Mosaics assigns each digital user session a dedicated, stateful connection to the “journey-driven” version of the legacy application.


The legacy code can be called at as many points as needed, even at the smallest granularity. Each call executes a part of the collective set of paths required to perform the relevant business task in the legacy system.


Sequences of steps that do not require any user discretion run automatically without any user intervention (“behind the screens” robotic process automation).


The integration process consists of defining the journeys and attaching them to the right places along the digital interface. The analysis is done by running the existing legacy system (as users, not as programmers) and documenting the paths and input required to complete the business task.


Obviously, this must be handled carefully and takes time. However, unlike any other applicable alternatives, it does not require any code analysis and restructuring.
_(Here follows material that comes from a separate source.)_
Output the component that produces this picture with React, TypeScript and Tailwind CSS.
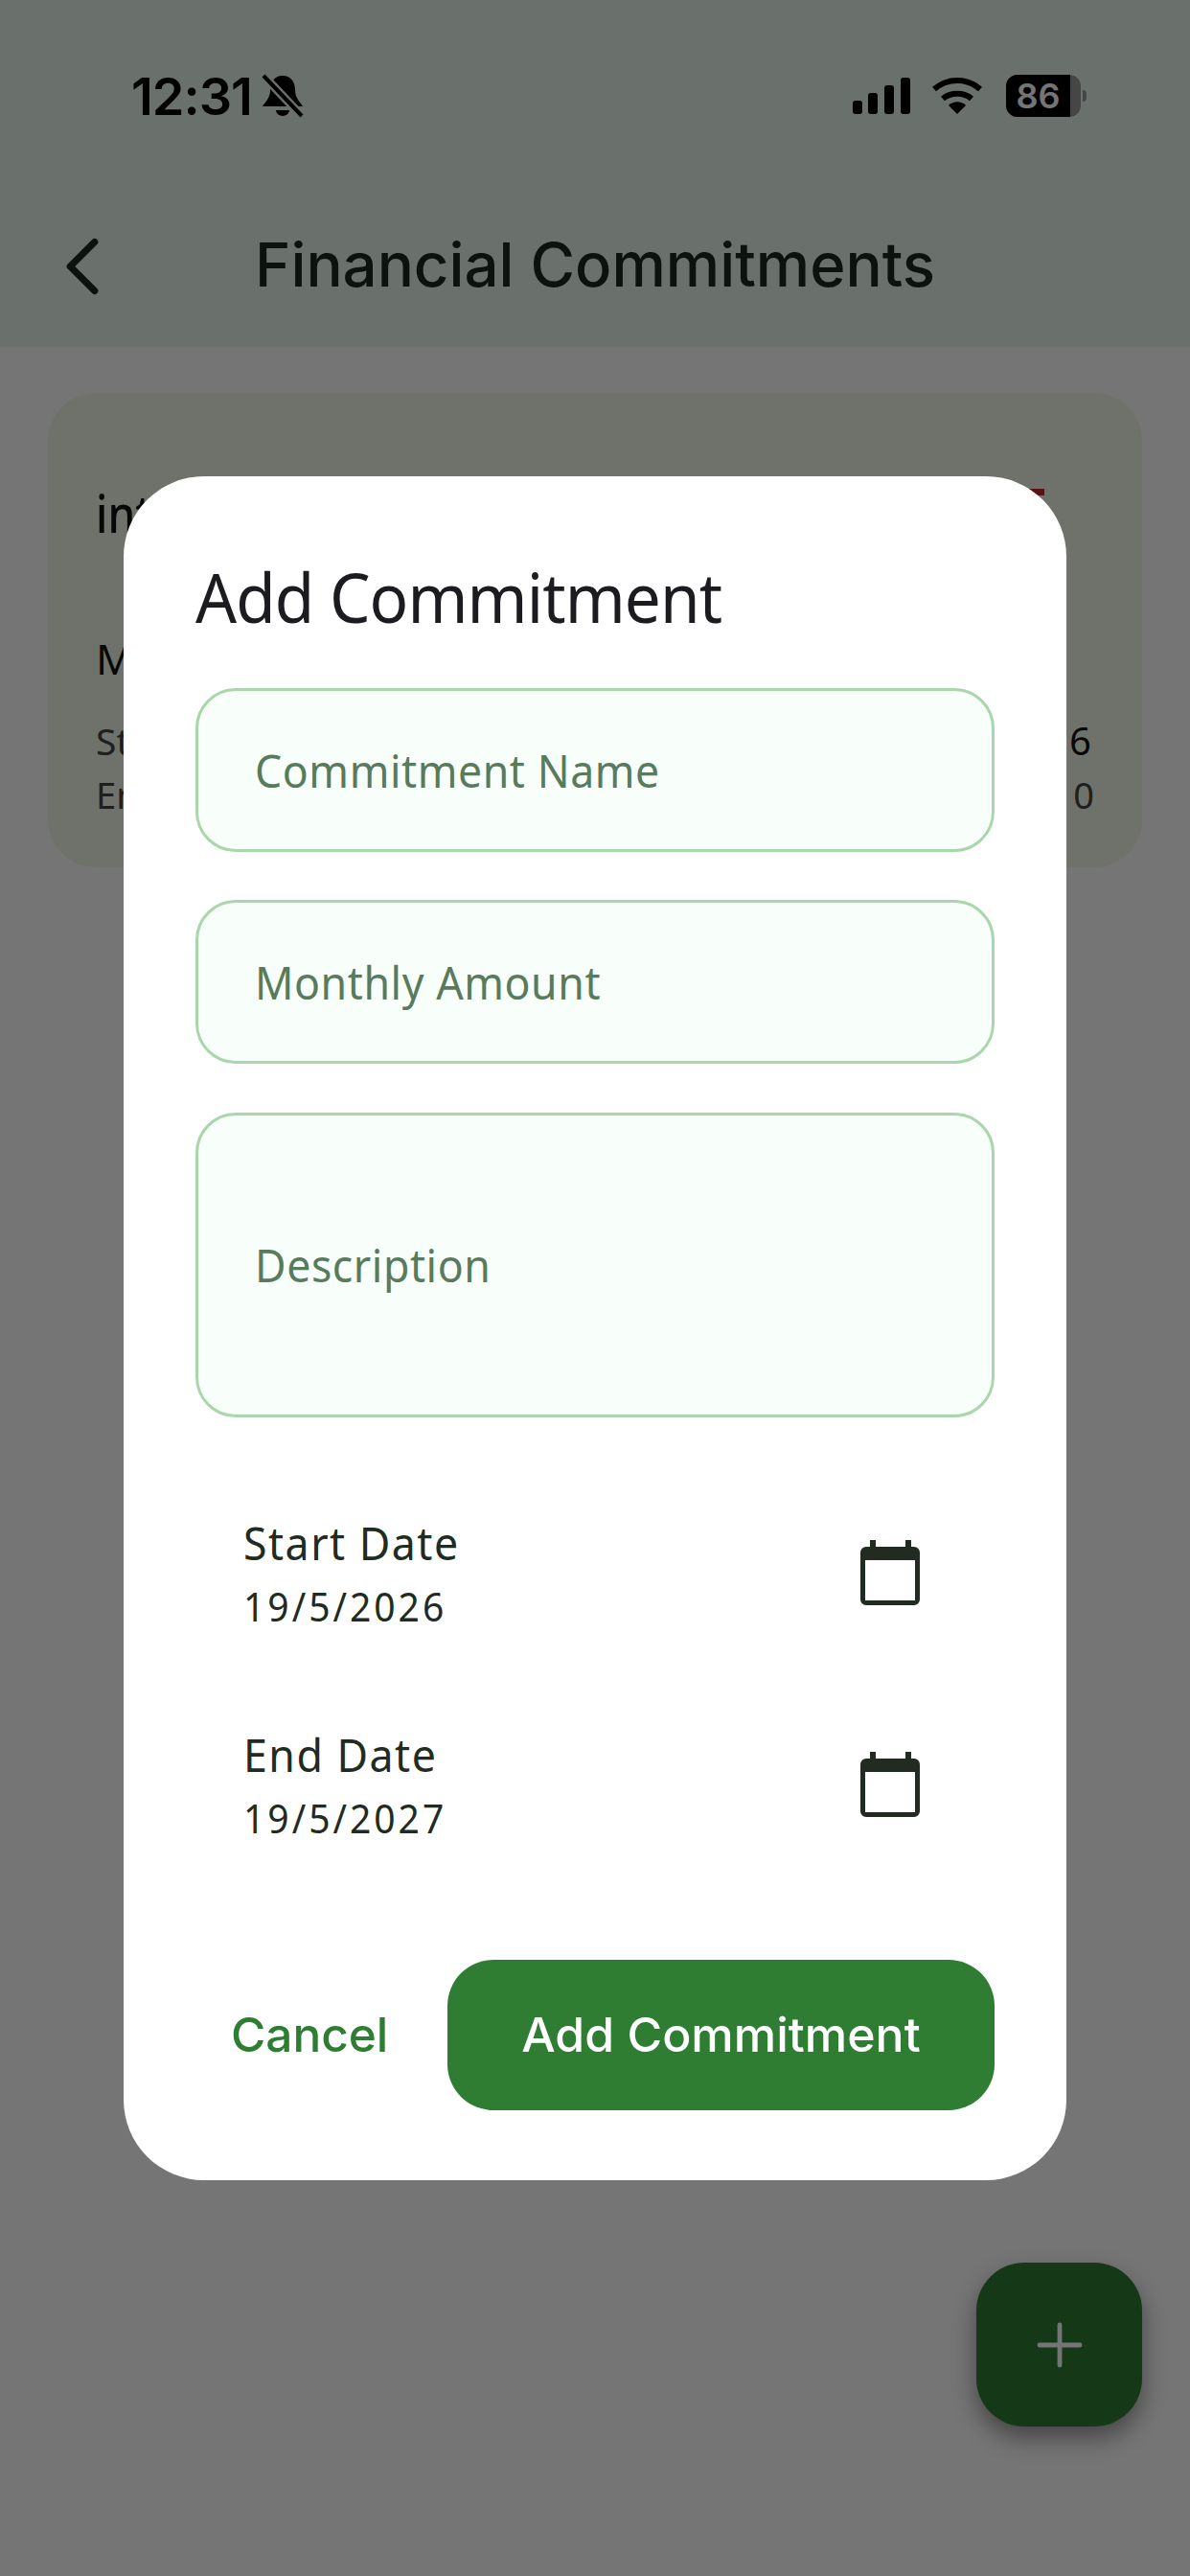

The process is in order of magnitude less complex, significantly faster, and requires less testing and maintenance.


Ongoing development and maintenance of the legacy system continue just as usual, by the same team and according to the same development practice.


Performance is optimal, and there is no need for any redundant development.


And the most disruptive benefit? Mosaics can design and generate the optimal digital interface that perfectly reflects the way users should do their work without any limitations imposed by the existing application or underlying technologies. Once the digital interface has been proven to be optimal, it can be smoothly integrated with the “journey-driven” version of the legacy application.